Gannon nodded, grunted in qualified satisfaction then was irritable again as he checked a fob watch, looked both ways along the street and complained:

‘Where the devil is the marshal? It’s already seven thirty. With all the trouble in this town, one would have thought he’d keep his office manned at all times. After all, he has hired a deputy.’

‘If you want, I’ll – ‘ Edge broke off as yellow light from a lamp carried across the law office and spilled through the window. Then the door opened and Ward Flynt, looking newly awakened, unshaven but fully dressed minus a hat and coat glowered out at his early morning visitors.

‘That’s the very reason I’m bedding down in one of the cells out back, Joel,’ Flynt said sourly, peering from one man to the other while his spirits fell rapidly from a point that had already been low as he demanded: ‘So what’s happened now, damnit?’

‘Gus Brady is dead, Ward,’ Gannon told him. ‘A bullet in the back of his head.’ He raised a hand to demonstrate the position of the wound on his own skull. ‘I found his body dumped in my office and Edge here –

The lawman broke in grimly as Gannon hooked a thumb toward Edge: ‘Don’t tell me

– another man’s been killed and you were right there on the scene again?’

Edge hunched his shoulders in the mud spattered sheepskin coat and said on a stream of tobacco smoke: ‘Appreciate it if I could tell you about it inside, marshal?’

Flynt sighed, dragged the door open and made an ushering gesture with the hand holding the kerosene lamp that usually stood on his desk.

‘I can’t tell you any more than Edge, Ward,’ Gannon said. ‘I only came down here to make sure you knew about what happened to Brady. And I really should get back to my place. To see that the deceased has the proper attention in the proper way. Before anyone happens in and sees him how Edge left him. And then there are today’s funerals of Doc Childs and Mr Shelby to be – ‘

158

‘Sure, Joel,’ Flynt cut in wearily. ‘But like with them others after the doc died, I’ll need an official report from you. The same kind Doc Childs would’ve given me on a sudden death in my jurisdiction?’

‘No need to tell me, Ward.’ Gannon was easier in his mind and looked almost happy to be getting back to what he did best. Managed an amiable nod of farewell toward Edge before he turned and hurried across the street as a gust of freshening wind drove raindrops into the porch.

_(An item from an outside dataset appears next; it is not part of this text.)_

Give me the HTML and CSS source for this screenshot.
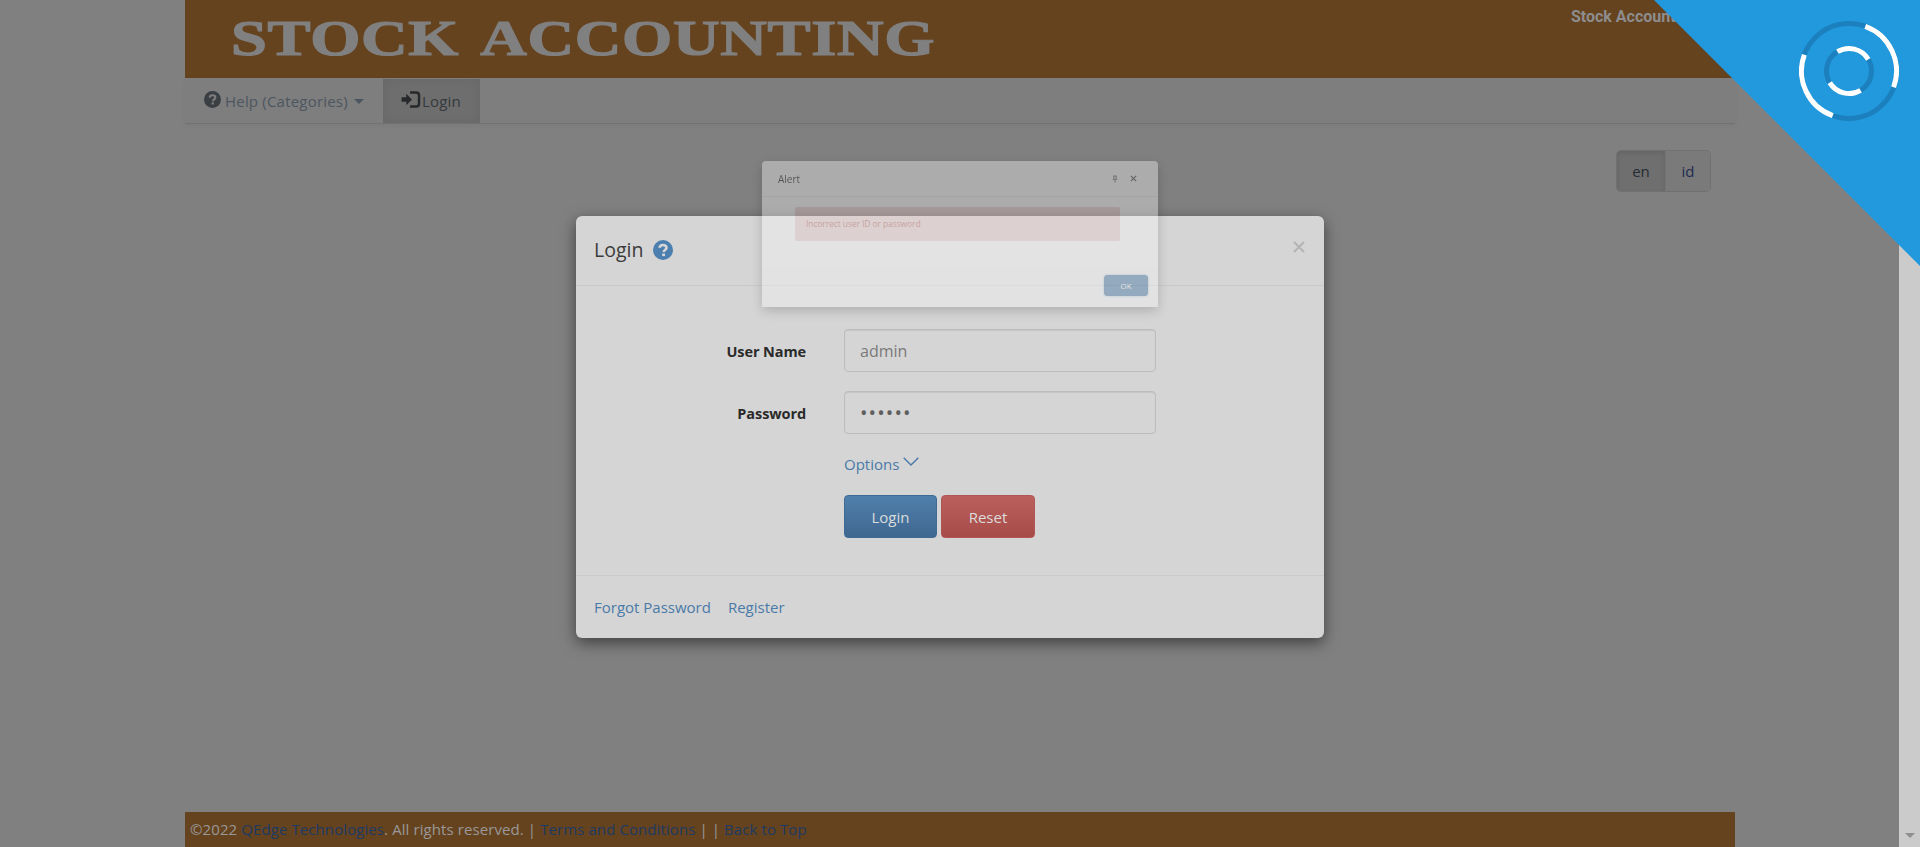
FILE: index.html
```html
<!DOCTYPE html>
<html lang="en">
<head>
<meta charset="utf-8">
<title>Stock Accounting</title>
<link rel="stylesheet" href="styles.css">
</head>
<body>
<div class="viewport">
  <div class="page">
    <div class="shell">
      <header class="brand">
        <div class="brand-title">STOCK ACCOUNTING</div>
        <div class="brand-sub">Stock Accounting</div>
      </header>
      <nav class="navbar">
        <a class="nav-item">
          <svg class="nav-icon" viewBox="0 0 24 24"><circle cx="12" cy="12" r="12" fill="#3a3f44"/><path d="M8 9.4c.3-2.2 1.9-3.4 4-3.4 2.300 0 4 1.400 4 3.300 0 2.700-3.300 2.600-3.300 5" fill="none" stroke="#7e7e7e" stroke-width="3"/><rect x="10.700" y="16" width="3.200" height="3" fill="#7e7e7e"/></svg>
          <span class="nav-text">Help (Categories)</span>
          <i class="caret"></i>
        </a>
        <a class="nav-item nav-active">
          <svg class="nav-icon-login" viewBox="0 0 20 18"><path d="M0 6.500h5V3l6 6-6 6v-3.500H0z" fill="#26282b"/><path d="M9 1.500h6.500a3 3 0 0 1 3 3v9a3 3 0 0 1-3 3H9" fill="none" stroke="#26282b" stroke-width="2.600"/></svg>
          <span class="nav-text">Login</span>
        </a>
      </nav>
      <main class="content">
        <div class="lang">
          <button class="lang-btn lang-on">en</button>
          <button class="lang-btn lang-off">id</button>
        </div>
      </main>
      <footer class="foot">
        <span>©2022 <a class="foot-link">QEdge Technologies</a>. All rights reserved. | <a class="foot-link">Terms and Conditions</a> | | <a class="foot-link">Back to Top</a></span>
      </footer>
    </div>
  </div>
  <div class="scrollbar"><i class="scroll-arrow"></i></div>
</div>

<section class="modal">
  <div class="modal-head">
    <h4 class="modal-title">Login</h4>
    <svg class="modal-help" viewBox="0 0 20 20"><circle cx="10" cy="10" r="10" fill="#4a7fb0"/><path d="M6.500 7.800C6.800 5.900 8.200 5 10 5c2 0 3.500 1.200 3.500 2.800 0 2.300-2.800 2.200-2.800 4.200" fill="none" stroke="#d6d6d6" stroke-width="2.600"/><rect x="9.200" y="13.500" width="2.800" height="2.600" fill="#d6d6d6"/></svg>
    <svg class="modal-close" viewBox="0 0 12 12"><path d="M1 1l10 10M11 1L1 11" stroke="#b4b4b4" stroke-width="2" fill="none"/></svg>
  </div>
  <div class="modal-body">
    <div class="form-row">
      <label class="form-label">User Name</label>
      <div class="form-input input-text">admin</div>
    </div>
    <div class="form-row">
      <label class="form-label">Password</label>
      <div class="form-input input-pass">••••••</div>
    </div>
    <div class="form-row options-row">
      <a class="options">Options
        <svg class="chevron" viewBox="0 0 16 9"><path d="M.7.7L8 8l7.300-7.300" fill="none" stroke="#4a7aa8" stroke-width="1.400"/></svg>
      </a>
    </div>
    <div class="form-row buttons-row">
      <div class="buttons">
        <button class="btn btn-login">Login</button>
        <button class="btn btn-reset">Reset</button>
      </div>
    </div>
  </div>
  <div class="modal-foot">
    <a class="foot-a">Forgot Password</a>
    <a class="foot-a">Register</a>
  </div>
</section>

<section class="alert">
  <div class="alert-head">
    <span class="alert-title">Alert</span>
    <span class="alert-tools">
      <svg class="alert-pin" viewBox="0 0 8 10"><path d="M1.500 1h5M2.500 1v4M5.500 1v4M.8 5.500h6.400M4 5.500V10" stroke="#333" stroke-width="1" fill="none"/></svg>
      <svg class="alert-x" viewBox="0 0 8 8"><path d="M1 1l6 6M7 1L1 7" stroke="#333" stroke-width="1.400" fill="none"/></svg>
    </span>
  </div>
  <div class="alert-body">
    <div class="alert-error">Incorrect user ID or password</div>
  </div>
  <div class="alert-foot"><button class="alert-ok">OK</button></div>
</section>

<aside class="ribbon">
  <svg class="ribbon-rings" viewBox="0 0 100 100">
    <circle cx="50" cy="50" r="47.500" class="ring-dark"/>
    <circle cx="50" cy="50" r="22.500" class="ring-dark"/>
    <circle cx="50" cy="50" r="47.500" class="ring-white" pathLength="360" transform="rotate(-70 50 50)"/>
    <circle cx="50" cy="50" r="22.500" class="ring-white" pathLength="360" transform="rotate(59 50 50)"/>
  </svg>
</aside>
</body>
</html>
```
FILE: styles.css
```css
* { box-sizing: border-box; }
html, body { margin: 0; height: 100%; overflow: hidden; }
body { font-family: "Open Sans", "Liberation Sans", sans-serif; font-size: 15px; background: #808080; color: #333; }
button { font-family: inherit; }

.viewport { display: flex; height: 847px; }
.page { flex: 1; background: #808080; }
.scrollbar { width: 21px; background: #cbcbcb; display: flex; flex-direction: column; justify-content: flex-end; align-items: center; padding-bottom: 9px; }
.scroll-arrow { width: 0; height: 0; border-left: 5px solid transparent; border-right: 5px solid transparent; border-top: 5px solid #8f8f8f; }

.shell { width: 1550px; height: 100%; margin-left: 185px; display: flex; flex-direction: column; }

.brand { height: 78px; background: #66431f; display: flex; justify-content: space-between; flex: none; }
.brand-title { font-family: "Liberation Serif", serif; font-weight: 700; font-size: 50px; line-height: 1; color: #808080; white-space: nowrap; margin: 13px 0 0 46px; transform: scaleX(1.29); transform-origin: left top; -webkit-text-stroke: 1.2px #808080; letter-spacing: .55px; word-spacing: 6px; }
.brand-sub { font-family: Roboto, "Liberation Sans", sans-serif; font-weight: 700; font-size: 16px; line-height: 20px; color: #8d8d8d; white-space: nowrap; margin: 7px 37px 0 0; }

.navbar { height: 46px; flex: none; display: flex; background: #7e7e7e; border-bottom: 1px solid #727272; box-shadow: 0 1px 4px rgba(0,0,0,.06); padding-top: 1px; }
.nav-item { display: flex; align-items: center; padding: 0 0 0 19px; width: 198px; color: #4d5660; line-height: 20px; gap: 4px; }
.nav-text { letter-spacing: .2px; }
.nav-icon { width: 17px; height: 17px; margin-top: -4px; }
.caret { width: 0; height: 0; border-left: 5px solid transparent; border-right: 5px solid transparent; border-top: 5px solid #4d5660; margin-left: 2px; }
.nav-active { width: 97px; padding-left: 18px; gap: 1px; background: #6e6e6e; box-shadow: inset 0 0 12px rgba(0,0,0,.06); color: #35393d; }
.nav-icon-login { width: 20px; height: 17px; margin-top: -4px; }

.content { flex: 1; display: flex; justify-content: flex-end; align-items: flex-start; padding: 26px 24px 0 0; }
.lang { display: flex; height: 42px; border: 1px solid #707070; border-radius: 5px; overflow: hidden; }
.lang-btn { border: 0; margin: 0; font-size: 15px; padding: 0; }
.lang-on { width: 48px; background: #6f6f6f; color: #272b33; box-shadow: inset 0 2px 5px rgba(0,0,0,.1); }
.lang-off { width: 45px; background: #7a7a7a; color: #1e2a50; border-left: 1px solid #757575; }

.foot { height: 35px; flex: none; background: #66431f; color: #989898; padding: 0 5px 2px; display: flex; align-items: center; font-size: 15px; letter-spacing: .09px; white-space: pre; }
.foot-link { color: #1c3a63; }

.modal { position: absolute; left: 576px; top: 216px; width: 748px; height: 422px; background: #d5d5d5; border-radius: 6px; box-shadow: 0 5px 15px rgba(0,0,0,.5); display: flex; flex-direction: column; }
.modal-head { height: 70px; flex: none; display: flex; align-items: center; padding: 0 18px 2px; gap: 10px; border-bottom: 1px solid #cacaca; }
.modal-title { margin: 0; font-size: 19.500px; font-weight: 400; color: #3b3b3b; line-height: 28px; }
.modal-help { width: 20px; height: 20px; }
.modal-close { width: 12px; height: 12px; margin-left: auto; margin-top: -5px; margin-right: 1px; }
.modal-body { flex: 1; padding-top: 43px; display: flex; flex-direction: column; }
.form-row { display: grid; grid-template-columns: 230px 312px; column-gap: 38px; align-items: center; margin-bottom: 19px; }
.form-label { grid-column: 1; text-align: right; font-weight: 700; font-size: 14.500px; letter-spacing: -.1px; line-height: 22px; padding-top: 2px; color: #2a2a2a; }
.form-input { grid-column: 2; height: 43px; border: 1px solid #bcbcbc; border-radius: 4px; box-shadow: inset 0 1px 1px rgba(0,0,0,.07); padding: 0 15px; line-height: 42px; font-size: 16px; color: #7a7a7a; }
.input-pass { font-size: 20px; letter-spacing: 1.100px; color: #5f5f5f; line-height: 41px; }
.options-row { margin-bottom: 0; height: 22px; }
.options { grid-column: 2; color: #4a7aa8; display: flex; align-items: center; gap: 4px; }
.chevron { width: 16px; height: 9px; margin-top: -5px; }
.buttons-row { margin: 0; padding-top: 20px; }
.buttons { grid-column: 2; display: flex; gap: 4px; }
.btn { height: 43px; border-radius: 4px; font-size: 15px; padding: 0; color: #dcdcdc; }
.btn-login { width: 93px; border: 1px solid #3f6a94; background: linear-gradient(#4f80ab, #3f6790); }
.btn-reset { width: 94px; border: 1px solid #b05654; background: linear-gradient(#ba605d, #a84b48); }
.modal-foot { height: 63px; flex: none; border-top: 1px solid #cacaca; display: flex; align-items: center; gap: 17px; padding: 0 18px 1px; }
.foot-a { color: #4a7aa8; }

.alert { position: absolute; left: 762px; top: 161px; width: 396px; height: 146px; background: #fff; border-radius: 4px; opacity: .35; box-shadow: 0 4px 12px rgba(0,0,0,.5); display: flex; flex-direction: column; font-size: 9px; }
.alert-head { height: 36px; flex: none; display: flex; align-items: center; justify-content: space-between; padding: 0 21px 0 16px; border-bottom: 1px solid #e4e4e4; }
.alert-title { font-size: 10px; color: #000; }
.alert-tools { display: flex; gap: 12px; align-items: center; }
.alert-pin { width: 6px; height: 8px; }
.alert-x { width: 7px; height: 7px; }
.alert-body { flex: 1; padding: 10px 38px 0 33px; }
.alert-error { height: 34px; border-radius: 2px; background: #edc8c8; color: #a94442; display: flex; align-items: center; padding: 0 0 2px 11px; font-size: 8.500px; letter-spacing: -.1px; }
.alert-foot { height: 40px; flex: none; background: #fdfdfd; display: flex; justify-content: flex-end; align-items: center; padding: 0 10px 4px 0; }
.alert-ok { width: 44px; height: 21px; border: 1px solid #1d5a94; border-radius: 3px; background: #1f5f99; color: #fff; font-size: 8px; padding: 0; box-shadow: 0 0 3px rgba(51,122,183,.6); }

.ribbon { position: absolute; left: 1654px; top: 0; width: 266px; height: 266px; background: #2299dd; clip-path: polygon(0 0, 100% 0, 100% 100%); }
.ribbon-rings { position: absolute; left: 145px; top: 21px; width: 100px; height: 100px; }
.ring-dark { fill: none; stroke: #1b80bd; stroke-width: 5; }
.ring-white { fill: none; stroke: #fff; stroke-width: 5; stroke-dasharray: 90 90; }
```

Edge stepped into the law office, dropped into the chair before the desk and set down his cup as the marshal stirred the embers in the stove into fiery heat. At the lawman’s invitation he did not wait for the morning chores to be done before he told of the events of the night: starting with how Buck Segal had thrown everyone out of the Second Chance Saloon and ending with when he delivered Brady’s corpse to the undertaker’s parlour.

‘You and Sue Ellen reached the old cannery too late to hear what was being talked about? And never saw who it was the rest of them went out there to meet up with?’

‘Way it was, feller.’

‘And somebody put a bullet in Gus Brady’s head just as be was going to spill the beans to you?’

‘Way it turned out. Though I’m not so sure the sonofabitch with the rifle didn’t aim to kill me. And Brady just happened to move into the line of fire at the right moment.’

‘The wrong moment for Gus.’

‘I guess you can understand why I like my version better?’

‘Yeah,’ Flynt said absently, put a pot of coffee grounds and water on the stove and dropped into his chair behind the desk as more wind driven rain was hurled against the window. ‘Another man shot down and I’m still no closer to finding out the reason why any of the five were murdered, damnit! Six if the Childs kid didn’t kill himself or was in an accident.’

‘Brady started to tell me something about a train,’ Edge prompted the red eyed, ruddy faced, unshaven and haggard looking lawman.